> [PROBLEM DESCRIPTION] Pick out the lines below that contain the string "index" and copy them all.

+++

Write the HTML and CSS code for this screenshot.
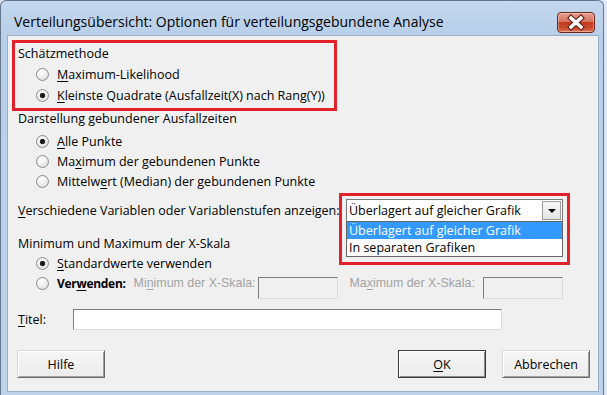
FILE: index.html
```html
<!DOCTYPE html>
<html lang="de">
<head>
    <meta charset="UTF-8">
    <meta name="viewport" content="width=device-width, initial-scale=1.0">
    <title>Verteilungsübersicht: Optionen</title>
    <link rel="stylesheet" href="styles.css">
</head>
<body>
<div class="window">
    <div class="titlebar">
        <div class="caption">Verteilungsübersicht: Optionen für verteilungsgebundene Analyse</div>
        <button class="close" aria-label="Schließen">
            <svg width="38" height="21" viewBox="0 0 38 21">
                <path d="M14 6 L24 15 M24 6 L14 15" stroke="#5b1a0f" stroke-width="5.5" stroke-linecap="square"/>
                <path d="M14 6 L24 15 M24 6 L14 15" stroke="#ffffff" stroke-width="3.4" stroke-linecap="square"/>
            </svg>
        </button>
    </div>

    <div class="client">
        <div class="group marked">
            <div class="head">Schätzmethode</div>
            <label class="radio"><span class="dot"></span><span><u>M</u>aximum-Likelihood</span></label>
            <label class="radio"><span class="dot on"></span><span><u>K</u>leinste Quadrate (Ausfallzeit(X) nach Rang(Y))</span></label>
        </div>

        <div class="group ties">
            <div class="head">Darstellung gebundener Ausfallzeiten</div>
            <label class="radio"><span class="dot on"></span><span><u>A</u>lle Punkte</span></label>
            <label class="radio"><span class="dot"></span><span>Ma<u>x</u>imum der gebundenen Punkte</span></label>
            <label class="radio"><span class="dot"></span><span>Mittelw<u>e</u>rt (Median) der gebundenen Punkte</span></label>
        </div>

        <div class="row show">
            <span class="lbl"><u>V</u>erschiedene Variablen oder Variablenstufen anzeigen:</span>
            <div class="combo">
                <span class="value">Überlagert auf gleicher Grafik</span>
                <span class="arrow"></span>
                <ul class="droplist">
                    <li class="sel">Überlagert auf gleicher Grafik</li>
                    <li>In separaten Grafiken</li>
                </ul>
            </div>
        </div>

        <div class="group scale">
            <div class="head">Minimum und Maximum der X-Skala</div>
            <label class="radio"><span class="dot on"></span><span><u>S</u>tandardwerte verwenden</span></label>
            <div class="xrow">
                <label class="radio"><span class="dot"></span><b>Ver<u>w</u>enden:</b></label>
                <span class="dis min">Mi<u>n</u>imum der X-Skala:</span>
                <span class="field off"></span>
                <span class="dis max">Ma<u>x</u>imum der X-Skala:</span>
                <span class="field off"></span>
            </div>
        </div>

        <div class="row title">
            <span class="lbl"><u>T</u>itel:</span>
            <span class="field wide"></span>
        </div>

        <div class="buttons">
            <button class="btn">Hilfe</button>
            <div class="spacer"></div>
            <button class="btn default"><u>O</u>K</button>
            <button class="btn">Abbrechen</button>
        </div>
    </div>
</div>
</body>
</html>
```

FILE: styles.css
```css
body {
    margin: 0;
    background: #dce7f3;
    font-family: 'Open Sans', 'Noto Sans', sans-serif;
    font-size: 12.5px;
    color: #000;
}
u { text-decoration-thickness: 1px; text-underline-offset: 2px; }

.window {
    width: 604px; height: 395px; box-sizing: border-box;
    border: 1px solid #66768a; border-bottom: none;
    border-radius: 6px 6px 0 0;
    background: linear-gradient(#c3d7ee, #b8cfe9 34px, #bed3ea);
    padding: 0 4px 3px 6px;
    display: flex; flex-direction: column;
}
.titlebar {
    height: 34px; flex-shrink: 0;
    display: flex; align-items: flex-start; justify-content: space-between;
}
.caption {
    font-size: 14px; line-height: 20px;
    padding: 11px 0 0 7px;
}
.close {
    margin: 11px 4px 0 0; padding: 0;
    width: 38px; height: 21px;
    border: 1px solid #6b2619; border-radius: 4px;
    background: linear-gradient(#e69a8a, #d4735e 45%, #c23a1f 50%, #cf5236 85%, #e0805e);
    box-shadow: inset 0 0 0 1px rgba(255,255,255,0.35);
    display: flex; align-items: center; justify-content: center;
}
.close svg { display: block; margin: -1px; }

.client {
    flex: 1;
    background: #f0f0f0;
    border: 1px solid #9aafc8;
    padding-left: 10px;
}

/* groups of radio buttons */
.head { height: 21px; line-height: 21px; white-space: nowrap; }
.radio {
    display: flex; align-items: center; gap: 8px;
    height: 21px; padding-left: 18px; white-space: nowrap;
}
.dot {
    width: 13px; height: 13px; box-sizing: border-box; flex-shrink: 0;
    border-radius: 50%;
    border: 1px solid #8b8d90;
    background: radial-gradient(circle at 40% 35%, #ffffff 0, #f4f4f4 35%, #d2d2d2 100%);
}
.dot.on {
    background:
        radial-gradient(circle at 50% 50%, #101010 0, #262626 2.3px, transparent 3.1px),
        radial-gradient(circle at 40% 35%, #ffffff 0, #f4f4f4 35%, #d2d2d2 100%);
}

.marked {
    margin: 7px 0 0 -3px; padding: 0 0 2px 3px;
    width: 319px; box-sizing: border-box;
    outline: 3px solid #e3212b;
}
.ties { margin-top: 1px; }
.ties .head { margin-top: 1px; height: 20px; line-height: 20px; margin-bottom: 2px; }
.ties .radio { height: 20px; }

/* combo box row */
.row { display: flex; align-items: center; }
.show { margin-top: 8px; height: 23px; }
.show .lbl { width: 328px; white-space: nowrap; }
.combo {
    position: relative;
    width: 217px; height: 23px; box-sizing: border-box;
    border: 1px solid #7a7a7a; background: #fff;
    display: flex; align-items: center;
}
.combo::after {
    content: ""; position: absolute;
    left: -8px; top: -7px; right: -8px; bottom: -44px;
    border: 3px solid #e3212b;
}
.value { padding-left: 2px; white-space: nowrap; }
.arrow {
    margin-left: auto; margin-right: 1px;
    width: 19px; height: 19px; box-sizing: border-box;
    border: 1px solid #9c9c9c;
    background: linear-gradient(#f7f7f7, #e3e3e3);
    display: flex; align-items: center; justify-content: center;
}
.arrow::before {
    content: ""; width: 0; height: 0;
    border-left: 4px solid transparent; border-right: 4px solid transparent;
    border-top: 4px solid #000;
}
.droplist {
    position: absolute; left: -1px; top: 100%;
    width: 217px; box-sizing: border-box;
    margin: 0; padding: 0; list-style: none;
    border: 1px solid #646464; background: #fff;
}
.droplist li { height: 17px; line-height: 17px; padding-left: 2px; white-space: nowrap; }
.droplist .sel { background: #3399ff; color: #fff; }

/* x-scale group */
.scale { margin-top: 12px; }
.scale .head { height: 19px; line-height: 19px; }
.scale .radio { height: 20px; }
.xrow { display: flex; align-items: flex-start; margin-top: 2px; height: 24px; }
.xrow .radio { height: 16px; }
.xrow b { font-size: 12px; letter-spacing: -0.3px; }
.dis {
    font-family: 'Liberation Sans', Arial, sans-serif; font-size: 12.4px;
    color: #a3a3a3; line-height: 16px; white-space: nowrap;
}
.dis.min { margin-left: 8px; margin-right: 2px; }
.dis.max { margin-left: 12px; margin-right: 8px; }
.field {
    display: block; box-sizing: border-box; height: 22px;
    border: 1px solid; border-color: #7d7d7d #dcdcdc #dcdcdc #7d7d7d;
    background: #fff;
}
.field.off { width: 80px; margin-top: 2px; background: #f0f0f0; }

.title { margin-top: 10px; height: 21px; }
.title .lbl { width: 55px; }
.field.wide { width: 429px; height: 21px; }

/* bottom buttons */
.buttons { display: flex; gap: 16px; margin-top: 20px; padding-right: 8px; }
.buttons .spacer { flex: 1; }
.btn {
    width: 88px; height: 28px; padding: 0;
    font-family: inherit; font-size: 12.5px; color: #000;
    background: linear-gradient(#f6f6f6, #ececec);
    border: 1px solid; border-color: #d9d9d9 #6a6a6a #6a6a6a #d9d9d9;
    box-shadow: inset 1px 1px 0 #ffffff, inset -1px -1px 0 #a0a0a0;
}
.buttons .btn:first-child { margin-left: -1px; }
.btn.default { border-color: #3a3a3a; box-shadow: inset 1px 1px 0 #ffffff, inset -1px -1px 0 #8a8a8a; }
```
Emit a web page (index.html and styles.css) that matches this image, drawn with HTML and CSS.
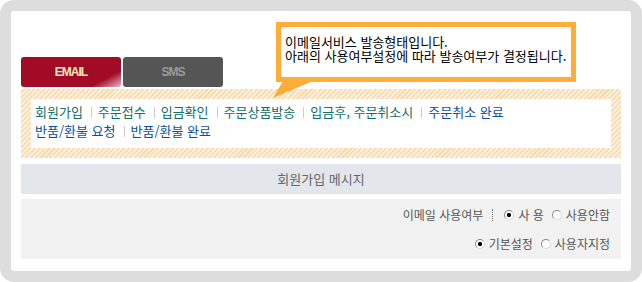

+++

> [RESULT]
FILE: index.html
Emit a web page (index.html and styles.css) that matches this image, drawn with HTML and CSS.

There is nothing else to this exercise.